Revised data from the U.S. Energy Information Administration (EIA) shows American oil production officially surpassed a 47-year-old record of 10.044 million barrels per day (b/d) last November, as U.S. output hit 10.057 million b/d. Compounding this incredible feat is Monday’s news that the International Energy Agency (IEA) forecasts that the U.S. will overtake Russia as the world’s top oil producer by 2023, seeing production reach 12.1 million b/d in 2023 — a 20 percent increase from current record levels.
The IEA also predicts petroleum liquids production (crude oil and natural gas liquids) will increase by nearly 4 million b/d over the next five years, forecasting domestic liquids production reaching 17 million b/d by 2023.
As the U.S. breaks production records left and right, it’s important to acknowledge integral role technology has played in oil development over the past decade, with advances such as hydraulic fracturing and horizontal drilling helping drive unprecedented production growth over such a short period of time.
There’s been no shortage of stories touting the strength of U.S. oil production of late, as reports of domestic output toping 10 million b/d for the first time since the 1970s were soon followed with estimates of record oil production being reached in January. Now, as 2017 production levels come into greater focus, it’s clear the United States reached an all-time oil production record sooner than expected. Revising the previous estimate of 10.038 million b/d – just 6,000 barrels shy of a record – for November 2017, the latest data now prove that month’s production surpassed the record to reach 10.057 million b/d.
EIA pointed out just how vital cutting-edge shale development technology has been to reach this monumental level of production, stating:
“U.S. crude oil production has increased significantly over the past 10 years, driven mainly by production from tight rock formations including shale and other fine-grained rock using horizontal drilling and hydraulic fracturing to improve efficiency.”

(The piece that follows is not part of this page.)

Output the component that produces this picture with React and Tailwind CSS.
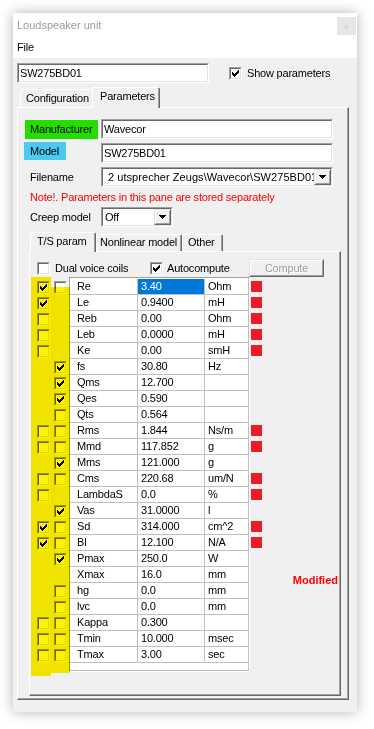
import React from "react";

const ROWS = [
  { n: "Re", v: "3.40", u: "Ohm", a: 1, b: 0, red: true, sel: true },
  { n: "Le", v: "0.9400", u: "mH", a: 1, red: true },
  { n: "Reb", v: "0.00", u: "Ohm", a: 0, red: true },
  { n: "Leb", v: "0.0000", u: "mH", a: 0, red: true },
  { n: "Ke", v: "0.00", u: "smH", a: 0, red: true },
  { n: "fs", v: "30.80", u: "Hz", b: 1 },
  { n: "Qms", v: "12.700", u: "", b: 1 },
  { n: "Qes", v: "0.590", u: "", b: 1 },
  { n: "Qts", v: "0.564", u: "", b: 0 },
  { n: "Rms", v: "1.844", u: "Ns/m", a: 0, b: 0, red: true },
  { n: "Mmd", v: "117.852", u: "g", a: 0, b: 0, red: true },
  { n: "Mms", v: "121.000", u: "g", b: 1 },
  { n: "Cms", v: "220.68", u: "um/N", a: 0, b: 0, red: true },
  { n: "LambdaS", v: "0.0", u: "%", a: 0, red: true },
  { n: "Vas", v: "31.0000", u: "l", b: 1 },
  { n: "Sd", v: "314.000", u: "cm^2", a: 1, b: 0, red: true },
  { n: "Bl", v: "12.100", u: "N/A", a: 1, b: 0, red: true },
  { n: "Pmax", v: "250.0", u: "W", b: 1 },
  { n: "Xmax", v: "16.0", u: "mm" },
  { n: "hg", v: "0.0", u: "mm", b: 0 },
  { n: "lvc", v: "0.0", u: "mm", b: 0 },
  { n: "Kappa", v: "0.300", u: "", a: 0, b: 0 },
  { n: "Tmin", v: "10.000", u: "msec", a: 0, b: 0 },
  { n: "Tmax", v: "3.00", u: "sec", a: 0, b: 0 },
];

function Tick() {
  return (
    <svg width="7" height="7" viewBox="0 0 7 7" shapeRendering="crispEdges" fill="#000">
      <rect x="6" y="0" width="1" height="1" />
      <rect x="5" y="1" width="2" height="1" />
      <rect x="0" y="2" width="1" height="1" />
      <rect x="4" y="2" width="3" height="1" />
      <rect x="0" y="3" width="2" height="1" />
      <rect x="3" y="3" width="3" height="1" />
      <rect x="0" y="4" width="5" height="1" />
      <rect x="1" y="5" width="3" height="1" />
      <rect x="2" y="6" width="1" height="1" />
    </svg>
  );
}

function Arrow() {
  return (
    <svg width="7" height="4" viewBox="0 0 7 4" shapeRendering="crispEdges" fill="#000">
      <rect x="0" y="0" width="7" height="1" />
      <rect x="1" y="1" width="5" height="1" />
      <rect x="2" y="2" width="3" height="1" />
      <rect x="3" y="3" width="1" height="1" />
    </svg>
  );
}

function Sunken({ className = "", children }) {
  return (
    <div className={`border border-t-[#a0a0a0] border-l-[#a0a0a0] border-r-white border-b-white ${className}`}>
      <div className="h-full border border-t-[#696969] border-l-[#696969] border-r-[#e3e3e3] border-b-[#e3e3e3] bg-white flex items-center overflow-hidden">
        {children}
      </div>
    </div>
  );
}

function Raised({ className = "", children }) {
  return (
    <div className={`border border-t-[#e3e3e3] border-l-[#e3e3e3] border-r-[#696969] border-b-[#696969] ${className}`}>
      <div className="h-full border border-t-white border-l-white border-r-[#a0a0a0] border-b-[#a0a0a0] bg-[#f0f0f0] flex items-center justify-center">
        {children}
      </div>
    </div>
  );
}

function Check({ checked }) {
  return (
    <Sunken className="w-[13px] h-[13px] shrink-0">
      <div className="w-full h-full flex items-center justify-center">{checked ? <Tick /> : null}</div>
    </Sunken>
  );
}

function Combo({ className, text, textClass }) {
  return (
    <Sunken className={className}>
      <div className={`flex-1 min-w-0 whitespace-nowrap overflow-hidden ${textClass}`}>{text}</div>
      <Raised className="w-[17px] h-full shrink-0">
        <Arrow />
      </Raised>
    </Sunken>
  );
}

function CheckColumn({ field, pad }) {
  return (
    <div className={`flex flex-col pt-[2px] ${pad}`}>
      {ROWS.map((r) => (
        <div key={r.n} className="h-[16px] pt-[2px]">
          {r[field] === undefined ? null : <Check checked={r[field] === 1} />}
        </div>
      ))}
    </div>
  );
}

export default function App() {
  return (
    <div className="min-h-screen bg-white pl-[13px] pt-[13px] font-['Liberation_Sans',Arial,sans-serif] text-[11px] leading-[13px] text-black tracking-[-0.2px]">
      <div className="w-[344px] h-[699px] bg-[#f0f0f0] shadow-[0_0_12px_rgba(0,0,0,0.3)] flex flex-col">
        {/* Title bar */}
        <div className="h-[24px] bg-white flex items-start">
          <span className="pl-[4px] pt-[6px] text-[#9a9a9a] tracking-normal">Loudspeaker unit</span>
          <div className="ml-auto mr-[1px] mt-[4px] w-[19px] h-[18px] bg-[#e6e6e6] flex items-center justify-center text-[8px] text-[#c8c8c8]">
            x
          </div>
        </div>
        {/* Menu */}
        <div className="h-[21px] bg-white pl-[4px] flex items-center">File</div>

        {/* Body */}
        <div className="flex flex-col pl-[4px]">
          <div className="mt-[5px] h-[20px] flex items-center">
            <Sunken className="w-[192px] h-[20px]">
              <span className="pl-[1px]">SW275BD01</span>
            </Sunken>
            <div className="ml-[20px]">
              <Check checked />
            </div>
            <span className="ml-[5px]">Show parameters</span>
          </div>

          {/* Outer tabs */}
          <div className="mt-[4px] h-[20px] flex items-end pl-[3px] relative z-10">
            <div className="w-[72px] h-[18px] border-l border-t border-l-white border-t-white rounded-tl-[2px] pl-[5px] pt-[2px]">
              Configuration
            </div>
            <div className="w-[68px] h-[21px] -mb-[1px] bg-[#f0f0f0] border-l border-t border-r border-l-white border-t-white border-r-[#696969] shadow-[inset_-1px_0_#a0a0a0] rounded-t-[2px] pl-[7px] pt-[2px]">
              Parameters
            </div>
          </div>

          {/* Outer panel */}
          <div className="w-[332px] h-[593px] border border-t-white border-l-white border-r-[#696969] border-b-[#696969]">
            <div className="h-full border-r border-b border-r-[#a0a0a0] border-b-[#a0a0a0] flex flex-col">
              <div className="mt-[11px] h-[20px] flex">
                <div className="w-[83px]">
                  <div className="ml-[7px] mt-[1px] w-[73px] h-[19px] bg-[#22df00] pl-[5px] flex items-center">Manufacturer</div>
                </div>
                <Sunken className="w-[232px] h-[20px]">
                  <span className="pl-[1px]">Wavecor</span>
                </Sunken>
              </div>

              <div className="mt-[3px] h-[21px] flex">
                <div className="w-[83px]">
                  <div className="ml-[6px] w-[42px] h-[18px] bg-[#4cc9f0] pl-[6px] flex items-center">Model</div>
                </div>
                <Sunken className="mt-[1px] w-[232px] h-[20px]">
                  <span className="pl-[1px]">SW275BD01</span>
                </Sunken>
              </div>

              <div className="mt-[4px] h-[20px] flex items-center">
                <div className="w-[83px] pl-[12px]">Filename</div>
                <Combo
                  className="w-[232px] h-[20px]"
                  text="2 utsprecher Zeugs\Wavecor\SW275BD01"
                  textClass="pl-[5px] tracking-[0.05px]"
                />
              </div>

              <div className="mt-[4px] h-[13px] pl-[12px] text-[#ff0000]">Note!. Parameters in this pane are stored separately</div>

              <div className="mt-[3px] h-[20px] flex items-center">
                <div className="w-[83px] pl-[12px]">Creep model</div>
                <Combo className="w-[72px] h-[20px]" text="Off" textClass="pl-[2px]" />
              </div>

              {/* Inner tabs */}
              <div className="mt-[5px] ml-[11px] h-[19px] flex items-end relative z-10">
                <div className="ml-[1px] w-[66px] h-[20px] -mb-[1px] bg-[#f0f0f0] border-l border-t border-r border-l-white border-t-white border-r-[#696969] shadow-[inset_-1px_0_#a0a0a0] rounded-t-[2px] pl-[6px] pt-[2px]">
                  T/S param
                </div>
                <div className="w-[86px] h-[17px] border-l border-t border-r border-l-white border-t-white border-r-[#696969] shadow-[inset_-1px_0_#a0a0a0] rounded-t-[2px] pl-[3px] pt-[1px]">
                  Nonlinear model
                </div>
                <div className="w-[41px] h-[17px] border-l border-t border-r border-l-white border-t-white border-r-[#696969] shadow-[inset_-1px_0_#a0a0a0] rounded-t-[2px] pl-[5px] pt-[1px]">
                  Other
                </div>
              </div>

              {/* Inner panel */}
              <div className="ml-[11px] w-[312px] h-[445px] border border-t-white border-l-white border-r-[#696969] border-b-[#696969]">
                <div className="h-full border-r border-b border-r-[#a0a0a0] border-b-[#a0a0a0] flex flex-col">
                  <div className="mt-[7px] h-[18px] flex items-center">
                    <div className="ml-[7px] w-[113px] flex items-center gap-[5px]">
                      <Check />
                      <span>Dual voice coils</span>
                    </div>
                    <div className="w-[99px] flex items-center gap-[4px]">
                      <Check checked />
                      <span>Autocompute</span>
                    </div>
                    <Raised className="w-[75px] h-[18px]">
                      <span className="text-[#a0a0a0] [text-shadow:1px_1px_0_#fff]">Compute</span>
                    </Raised>
                  </div>

                  {/* Parameter table */}
                  <div className="ml-[1px] flex relative">
                    <div className="w-[20px]">
                      <CheckColumn field="a" pad="pl-[6px]" />
                    </div>
                    <div className="w-[18px]">
                      <CheckColumn field="b" pad="pl-[3px]" />
                    </div>

                    <div className="w-[181px] h-[395px] border border-t-[#a0a0a0] border-l-[#a0a0a0] border-r-white border-b-white">
                      <div className="h-full bg-white border-r border-b border-r-[#c0c0c0] border-b-[#c0c0c0] pt-[1px]">
                        {ROWS.map((r) => (
                          <div key={r.n} className="h-[16px] flex border-b border-b-[#c0c0c0]">
                            <div className="w-[68px] border-r border-r-[#c0c0c0] pl-[7px] flex items-center">{r.n}</div>
                            <div
                              className={`w-[67px] border-r border-r-[#c0c0c0] pl-[3px] flex items-center ${
                                r.sel ? "bg-[#0078d7] text-white" : ""
                              }`}
                            >
                              {r.v}
                            </div>
                            <div className="w-[43px] pl-[3px] flex items-center">{r.u}</div>
                          </div>
                        ))}
                      </div>
                    </div>

                    <div className="ml-[1px] w-[11px] flex flex-col pt-[2px]">
                      {ROWS.map((r) => (
                        <div key={r.n} className="h-[16px] pt-[2px]">
                          {r.red ? <div className="w-[11px] h-[11px] bg-[#ed1c24]" /> : null}
                        </div>
                      ))}
                    </div>

                    <div className="flex-1 pt-[297px] pr-[1px] text-right font-bold text-[#ff0000] tracking-normal">Modified</div>

                    {/* highlighter marks */}
                    <div className="absolute left-0 top-0 w-[20px] h-[399px] bg-[#fff200] mix-blend-multiply pointer-events-none" />
                    <div className="absolute left-[20px] top-[10px] w-[19px] h-[386px] bg-[#fff200] mix-blend-multiply pointer-events-none" />
                  </div>
                </div>
              </div>
            </div>
          </div>
        </div>
      </div>
    </div>
  );
}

Indeed, these technologies are expected to become that much more important, as EIA estimates production from shale to account for a greater percentage of total production over the next several decades. According to the agency’s Annual Energy Outlook 2018, production from U.S. shale regions will increase through the early 2040s, surpassing 8.2 million b/d while making up almost 70 percent of total U.S. production – up from 54 percent in 2017.

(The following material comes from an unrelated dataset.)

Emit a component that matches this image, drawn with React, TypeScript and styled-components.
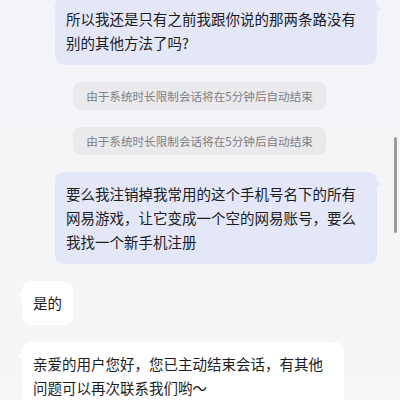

U.S. Dominance in Global Market
Amplifying news of the U.S. oil production record officially being broken, the Oil 2018 report from IEA published Monday further solidifies America’s role as a global energy powerhouse. According to the report, the United States, along with Canada and Norway are expected to see the largest jump in oil production growth over the next five years. That said, U.S. production is predicted to vastly outpace these other countries. Domestic production growth is forecast to be over 3.5 times larger than growth from the next largest country, Brazil, accounting for 60 percent of overall global production growth.

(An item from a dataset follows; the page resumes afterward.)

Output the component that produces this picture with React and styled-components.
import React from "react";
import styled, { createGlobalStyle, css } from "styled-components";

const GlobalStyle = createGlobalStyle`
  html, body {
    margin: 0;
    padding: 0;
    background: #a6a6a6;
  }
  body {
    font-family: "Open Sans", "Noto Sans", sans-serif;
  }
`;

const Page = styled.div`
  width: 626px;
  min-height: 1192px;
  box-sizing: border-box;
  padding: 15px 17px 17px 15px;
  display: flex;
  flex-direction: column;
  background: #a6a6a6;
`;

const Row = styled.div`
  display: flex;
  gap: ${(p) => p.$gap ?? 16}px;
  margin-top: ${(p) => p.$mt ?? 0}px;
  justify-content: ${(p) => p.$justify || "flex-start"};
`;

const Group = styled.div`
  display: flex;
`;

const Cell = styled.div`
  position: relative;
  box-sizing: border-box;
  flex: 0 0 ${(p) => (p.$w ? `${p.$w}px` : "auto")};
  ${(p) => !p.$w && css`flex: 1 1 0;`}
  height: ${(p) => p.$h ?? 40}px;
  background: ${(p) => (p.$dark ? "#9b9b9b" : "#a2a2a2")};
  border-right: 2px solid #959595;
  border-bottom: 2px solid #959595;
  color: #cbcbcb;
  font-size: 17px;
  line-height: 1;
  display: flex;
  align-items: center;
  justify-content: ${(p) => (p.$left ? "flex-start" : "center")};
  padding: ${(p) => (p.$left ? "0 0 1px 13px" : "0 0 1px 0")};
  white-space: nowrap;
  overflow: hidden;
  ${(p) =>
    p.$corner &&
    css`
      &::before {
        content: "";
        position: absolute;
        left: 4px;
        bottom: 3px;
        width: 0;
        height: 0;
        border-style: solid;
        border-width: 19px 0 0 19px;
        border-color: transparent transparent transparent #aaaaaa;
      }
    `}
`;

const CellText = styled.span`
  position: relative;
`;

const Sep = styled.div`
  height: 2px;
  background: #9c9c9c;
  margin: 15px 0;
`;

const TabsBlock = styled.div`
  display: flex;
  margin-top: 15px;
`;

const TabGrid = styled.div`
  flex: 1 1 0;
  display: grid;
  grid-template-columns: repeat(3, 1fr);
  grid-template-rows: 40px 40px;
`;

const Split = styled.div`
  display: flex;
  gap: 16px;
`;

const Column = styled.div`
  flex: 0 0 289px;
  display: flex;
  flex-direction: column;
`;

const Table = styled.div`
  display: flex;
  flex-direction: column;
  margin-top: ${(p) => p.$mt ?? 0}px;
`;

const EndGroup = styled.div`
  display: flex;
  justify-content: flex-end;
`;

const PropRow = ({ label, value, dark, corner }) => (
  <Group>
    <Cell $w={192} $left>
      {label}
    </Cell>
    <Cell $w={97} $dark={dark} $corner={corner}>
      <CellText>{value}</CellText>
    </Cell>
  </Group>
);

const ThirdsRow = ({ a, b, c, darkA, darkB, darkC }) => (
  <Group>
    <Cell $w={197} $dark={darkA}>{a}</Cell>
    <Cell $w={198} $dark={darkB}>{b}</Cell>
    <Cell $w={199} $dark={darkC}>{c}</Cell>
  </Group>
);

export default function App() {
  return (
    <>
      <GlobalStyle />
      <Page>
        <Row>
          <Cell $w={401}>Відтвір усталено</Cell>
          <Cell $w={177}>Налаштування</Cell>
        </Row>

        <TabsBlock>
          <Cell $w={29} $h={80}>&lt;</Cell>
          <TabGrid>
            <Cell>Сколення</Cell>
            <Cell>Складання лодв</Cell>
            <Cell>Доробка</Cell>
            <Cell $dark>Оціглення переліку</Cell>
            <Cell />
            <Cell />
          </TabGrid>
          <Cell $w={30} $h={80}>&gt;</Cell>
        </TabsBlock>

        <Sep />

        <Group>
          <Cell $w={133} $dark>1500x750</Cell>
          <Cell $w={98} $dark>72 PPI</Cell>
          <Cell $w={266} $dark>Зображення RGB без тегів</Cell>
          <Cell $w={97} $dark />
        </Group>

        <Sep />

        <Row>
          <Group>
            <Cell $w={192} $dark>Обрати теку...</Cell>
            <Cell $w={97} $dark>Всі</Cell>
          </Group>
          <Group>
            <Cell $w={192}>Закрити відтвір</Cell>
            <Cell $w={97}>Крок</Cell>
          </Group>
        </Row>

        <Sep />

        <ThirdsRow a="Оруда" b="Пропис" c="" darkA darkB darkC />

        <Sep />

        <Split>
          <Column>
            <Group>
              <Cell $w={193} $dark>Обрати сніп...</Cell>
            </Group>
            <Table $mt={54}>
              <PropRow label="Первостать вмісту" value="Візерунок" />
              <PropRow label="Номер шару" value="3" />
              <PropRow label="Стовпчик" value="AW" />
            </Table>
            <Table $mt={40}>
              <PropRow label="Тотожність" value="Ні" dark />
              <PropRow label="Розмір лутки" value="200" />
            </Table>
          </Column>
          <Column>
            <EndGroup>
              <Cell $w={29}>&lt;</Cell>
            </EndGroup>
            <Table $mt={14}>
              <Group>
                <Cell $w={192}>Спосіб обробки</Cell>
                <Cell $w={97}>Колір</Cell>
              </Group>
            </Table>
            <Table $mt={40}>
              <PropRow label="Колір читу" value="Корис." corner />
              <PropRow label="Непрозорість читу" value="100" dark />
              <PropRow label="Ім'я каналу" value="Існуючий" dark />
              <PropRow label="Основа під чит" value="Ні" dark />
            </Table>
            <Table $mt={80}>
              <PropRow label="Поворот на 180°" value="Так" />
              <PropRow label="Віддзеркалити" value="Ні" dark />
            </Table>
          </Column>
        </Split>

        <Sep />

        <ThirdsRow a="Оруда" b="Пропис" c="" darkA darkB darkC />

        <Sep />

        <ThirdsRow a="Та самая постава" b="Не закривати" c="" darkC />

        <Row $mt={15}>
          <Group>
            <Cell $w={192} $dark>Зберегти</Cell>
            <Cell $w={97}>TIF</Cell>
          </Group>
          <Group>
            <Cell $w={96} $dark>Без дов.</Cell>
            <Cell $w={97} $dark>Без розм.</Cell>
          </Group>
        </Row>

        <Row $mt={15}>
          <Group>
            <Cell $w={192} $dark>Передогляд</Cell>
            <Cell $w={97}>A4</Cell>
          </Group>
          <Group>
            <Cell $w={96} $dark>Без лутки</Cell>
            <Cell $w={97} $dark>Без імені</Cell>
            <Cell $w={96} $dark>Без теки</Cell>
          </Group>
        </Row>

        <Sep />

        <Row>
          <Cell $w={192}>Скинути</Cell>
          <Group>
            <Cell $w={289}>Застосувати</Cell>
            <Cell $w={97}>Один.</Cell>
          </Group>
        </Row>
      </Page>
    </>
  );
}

This dominance by the United States in supply growth is summed up nicely by IEA’s Executive Director Dr. Fatih Birol, who stated:
“The United States is set to put its stamp on global oil markets for the next five years.”
With IEA’s forecast analyzing total U.S. liquids production (crude oil and natural gas liquids), factors such as the burgeoning U.S. petrochemical industry and increasing Chinese economic growth are prompting global oil demand to grow by roughly 6.9 million b/d by 2023. Thankfully, American oil production growth will nearly 80 percent of this projected demand increase, as IEA estimated U.S. total liquids output to reach 17 million b/d by 2023 – up about 29 percent from 2017 levels. Much of this growth will come from the Permian Basin, according to IEA, as the agency sees Permian output doubling by 2023.
Accompanying surging production, IEA also projects U.S. oil exports to rise significantly. New investment in pipeline and export infrastructure, especially along the Gulf Coast, means the United States will experience an ease in supply chain bottlenecks and realize greater exports. In fact, IEA estimates U.S. crude export capacity to reach almost 5 million b/d by 2020 with the Port of Corpus Christi as a strategic North American crude oil outlet. To put this in perspective, current export capacity is less than 2 million b/d.
With current record production forecast to rise even further thanks to advances in shale development, coupled with expanding export infrastructure, the United States is poised to become a top player in the global oil market.